All lines holding the string "index" are to be shown.

__Task inputs__.
%%

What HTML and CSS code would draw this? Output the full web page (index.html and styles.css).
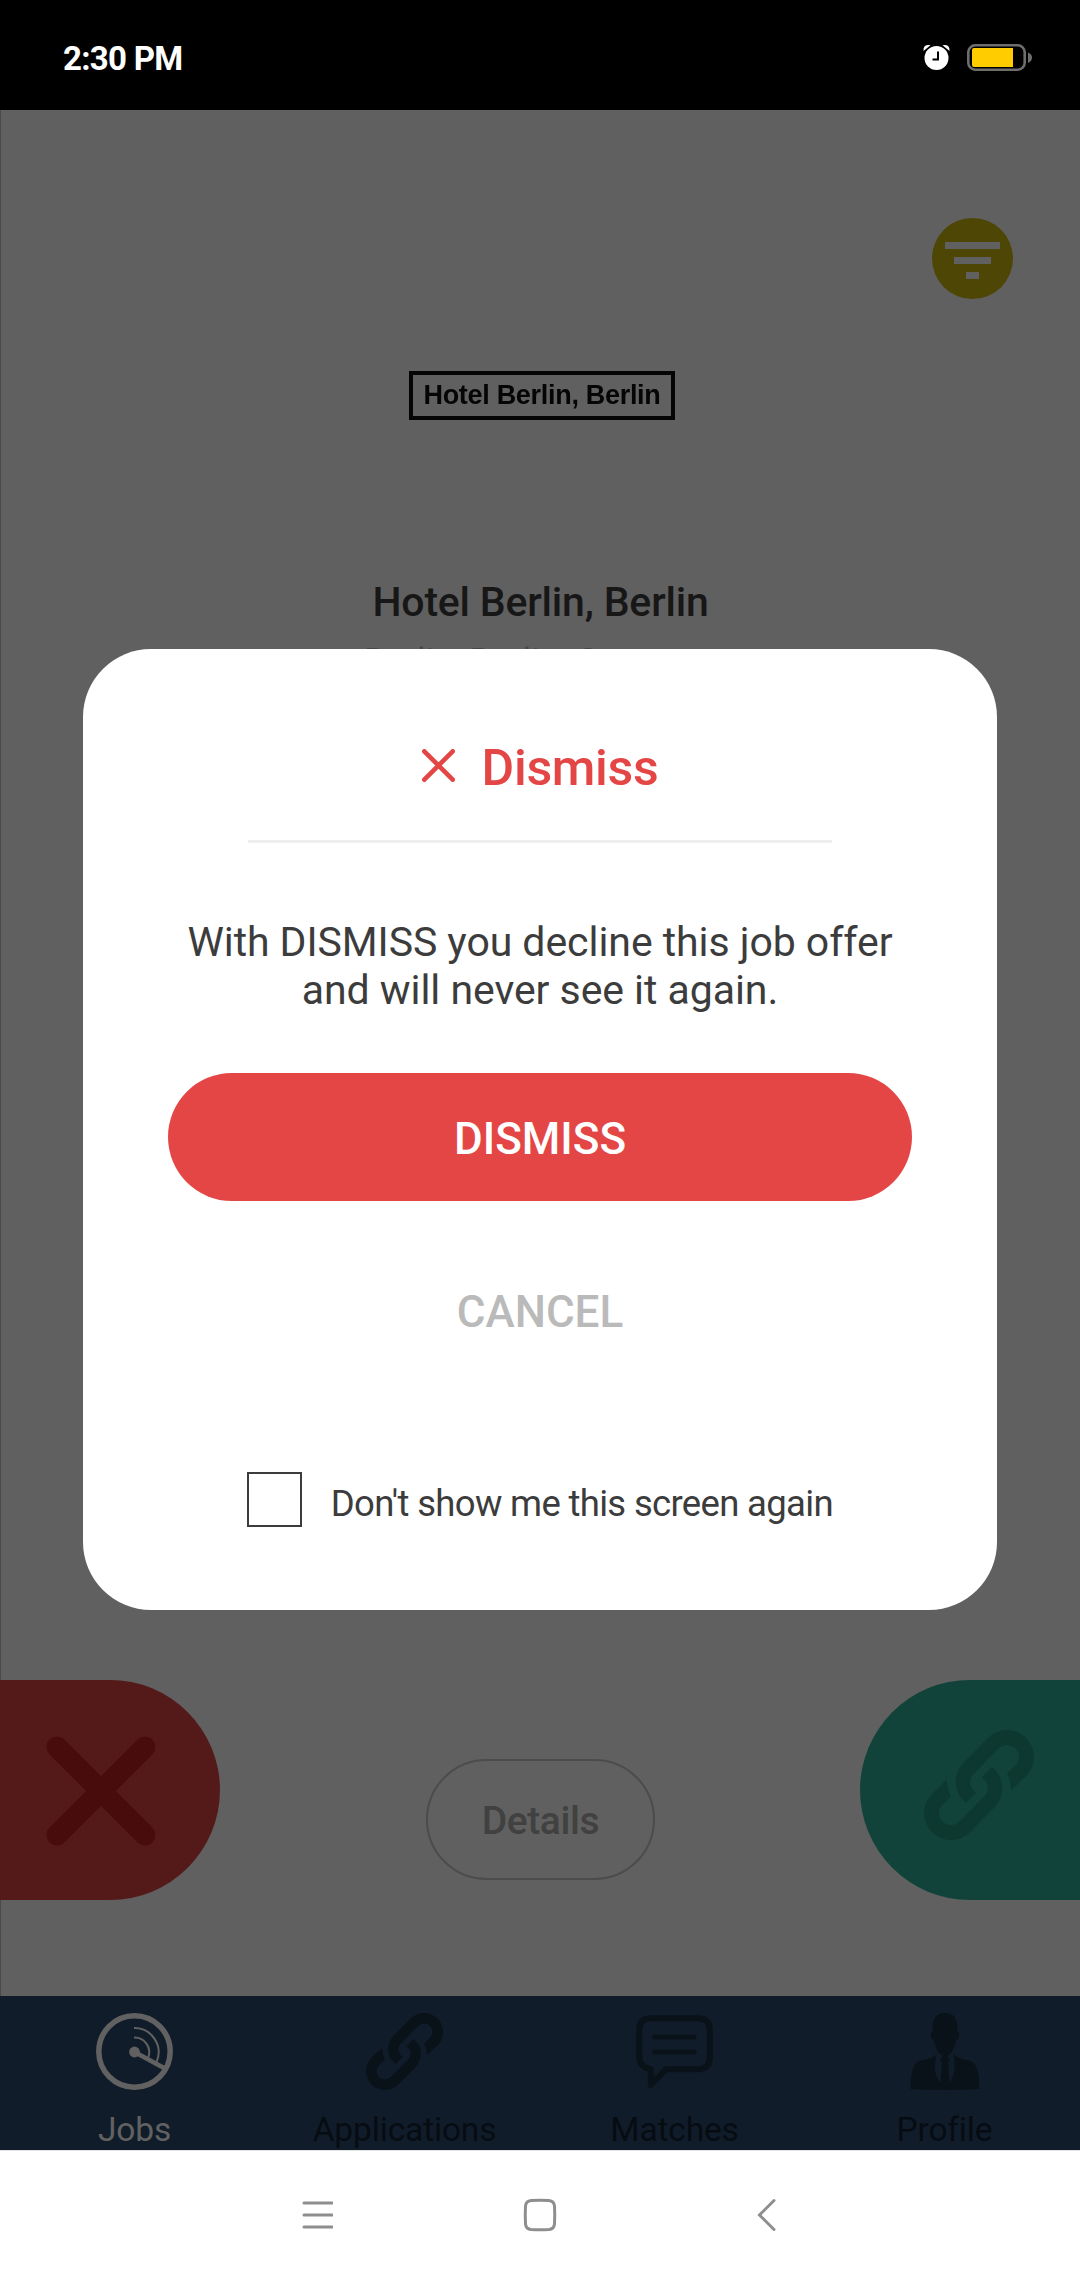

%%
%%

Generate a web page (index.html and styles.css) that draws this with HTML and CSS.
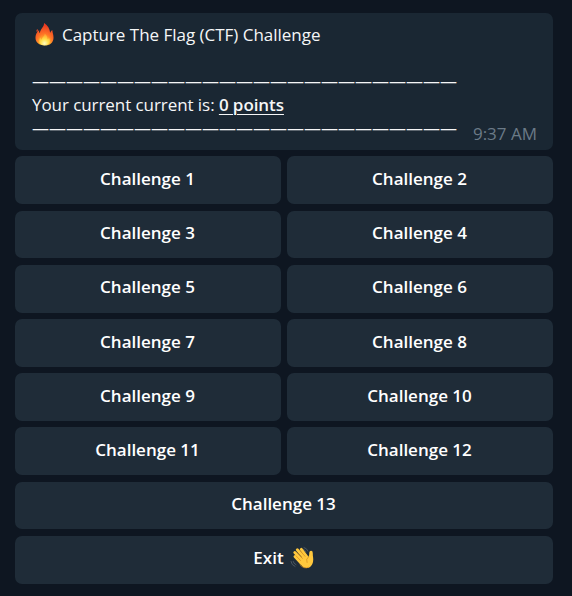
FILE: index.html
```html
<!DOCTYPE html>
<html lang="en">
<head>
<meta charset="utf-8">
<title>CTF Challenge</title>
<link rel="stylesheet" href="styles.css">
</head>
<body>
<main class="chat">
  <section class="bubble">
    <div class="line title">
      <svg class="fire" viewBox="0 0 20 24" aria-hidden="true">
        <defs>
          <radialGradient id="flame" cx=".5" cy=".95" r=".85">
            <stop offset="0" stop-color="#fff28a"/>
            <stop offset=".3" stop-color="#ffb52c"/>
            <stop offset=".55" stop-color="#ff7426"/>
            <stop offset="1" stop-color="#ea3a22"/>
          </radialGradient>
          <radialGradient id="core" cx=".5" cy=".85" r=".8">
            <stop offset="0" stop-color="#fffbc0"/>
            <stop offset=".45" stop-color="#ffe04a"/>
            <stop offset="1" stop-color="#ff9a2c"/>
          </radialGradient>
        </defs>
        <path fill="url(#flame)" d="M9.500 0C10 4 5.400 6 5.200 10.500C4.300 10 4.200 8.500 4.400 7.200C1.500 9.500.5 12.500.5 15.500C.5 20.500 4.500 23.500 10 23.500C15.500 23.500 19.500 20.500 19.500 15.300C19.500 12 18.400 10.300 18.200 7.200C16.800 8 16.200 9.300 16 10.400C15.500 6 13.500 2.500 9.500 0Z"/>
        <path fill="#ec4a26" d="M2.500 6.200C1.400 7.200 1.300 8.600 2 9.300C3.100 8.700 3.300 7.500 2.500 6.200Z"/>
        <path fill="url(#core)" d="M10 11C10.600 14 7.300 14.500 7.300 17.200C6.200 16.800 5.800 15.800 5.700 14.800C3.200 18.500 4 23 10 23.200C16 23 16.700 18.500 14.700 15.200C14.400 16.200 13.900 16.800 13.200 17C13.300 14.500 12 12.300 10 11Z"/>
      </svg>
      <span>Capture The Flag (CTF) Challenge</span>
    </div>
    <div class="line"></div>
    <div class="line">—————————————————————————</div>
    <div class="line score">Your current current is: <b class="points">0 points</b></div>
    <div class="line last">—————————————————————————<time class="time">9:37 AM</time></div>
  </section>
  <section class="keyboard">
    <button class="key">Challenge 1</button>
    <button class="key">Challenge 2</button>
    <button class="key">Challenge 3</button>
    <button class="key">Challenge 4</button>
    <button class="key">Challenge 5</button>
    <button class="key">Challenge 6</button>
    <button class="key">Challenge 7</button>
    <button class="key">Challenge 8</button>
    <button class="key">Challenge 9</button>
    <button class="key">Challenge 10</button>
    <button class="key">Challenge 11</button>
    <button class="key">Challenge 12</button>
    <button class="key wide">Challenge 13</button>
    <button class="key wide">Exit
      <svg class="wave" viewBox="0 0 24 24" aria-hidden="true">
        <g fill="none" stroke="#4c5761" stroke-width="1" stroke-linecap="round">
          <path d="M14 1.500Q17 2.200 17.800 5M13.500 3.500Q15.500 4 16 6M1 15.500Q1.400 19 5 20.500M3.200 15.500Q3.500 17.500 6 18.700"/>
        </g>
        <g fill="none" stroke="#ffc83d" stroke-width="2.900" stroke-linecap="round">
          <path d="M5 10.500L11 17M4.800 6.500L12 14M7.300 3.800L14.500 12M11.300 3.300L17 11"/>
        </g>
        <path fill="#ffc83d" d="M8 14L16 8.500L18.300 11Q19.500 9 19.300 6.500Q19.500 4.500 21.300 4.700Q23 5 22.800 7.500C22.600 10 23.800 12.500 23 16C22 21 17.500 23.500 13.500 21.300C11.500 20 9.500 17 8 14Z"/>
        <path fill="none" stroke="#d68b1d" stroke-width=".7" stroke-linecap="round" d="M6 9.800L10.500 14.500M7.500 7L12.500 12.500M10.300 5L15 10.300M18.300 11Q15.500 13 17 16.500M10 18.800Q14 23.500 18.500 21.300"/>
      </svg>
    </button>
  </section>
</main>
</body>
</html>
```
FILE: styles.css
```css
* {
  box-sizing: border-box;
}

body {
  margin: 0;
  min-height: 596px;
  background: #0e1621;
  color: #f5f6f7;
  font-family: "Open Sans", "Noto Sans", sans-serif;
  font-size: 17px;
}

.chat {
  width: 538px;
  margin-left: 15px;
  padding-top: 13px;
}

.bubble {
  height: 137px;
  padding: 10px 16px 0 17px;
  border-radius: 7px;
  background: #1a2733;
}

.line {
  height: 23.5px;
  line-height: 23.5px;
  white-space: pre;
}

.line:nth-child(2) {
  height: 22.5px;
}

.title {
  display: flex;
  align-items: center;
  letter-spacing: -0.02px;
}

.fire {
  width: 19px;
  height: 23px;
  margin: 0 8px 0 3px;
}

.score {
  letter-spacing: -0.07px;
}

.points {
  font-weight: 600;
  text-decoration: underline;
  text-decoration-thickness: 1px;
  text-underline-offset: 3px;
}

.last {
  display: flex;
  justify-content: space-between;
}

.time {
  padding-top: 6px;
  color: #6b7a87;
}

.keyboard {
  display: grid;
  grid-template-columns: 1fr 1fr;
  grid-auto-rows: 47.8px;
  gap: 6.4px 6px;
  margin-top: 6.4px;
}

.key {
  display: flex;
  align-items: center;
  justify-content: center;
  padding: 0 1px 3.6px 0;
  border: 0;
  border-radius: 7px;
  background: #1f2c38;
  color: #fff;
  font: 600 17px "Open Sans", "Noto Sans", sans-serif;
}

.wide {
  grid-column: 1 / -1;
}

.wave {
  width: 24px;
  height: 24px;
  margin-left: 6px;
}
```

%%

__Exercise answer__.
What HTML and CSS code would draw this? Output the full web page (index.html and styles.css).
Generate a web page (index.html and styles.css) that draws this with HTML and CSS.
FILE: index.html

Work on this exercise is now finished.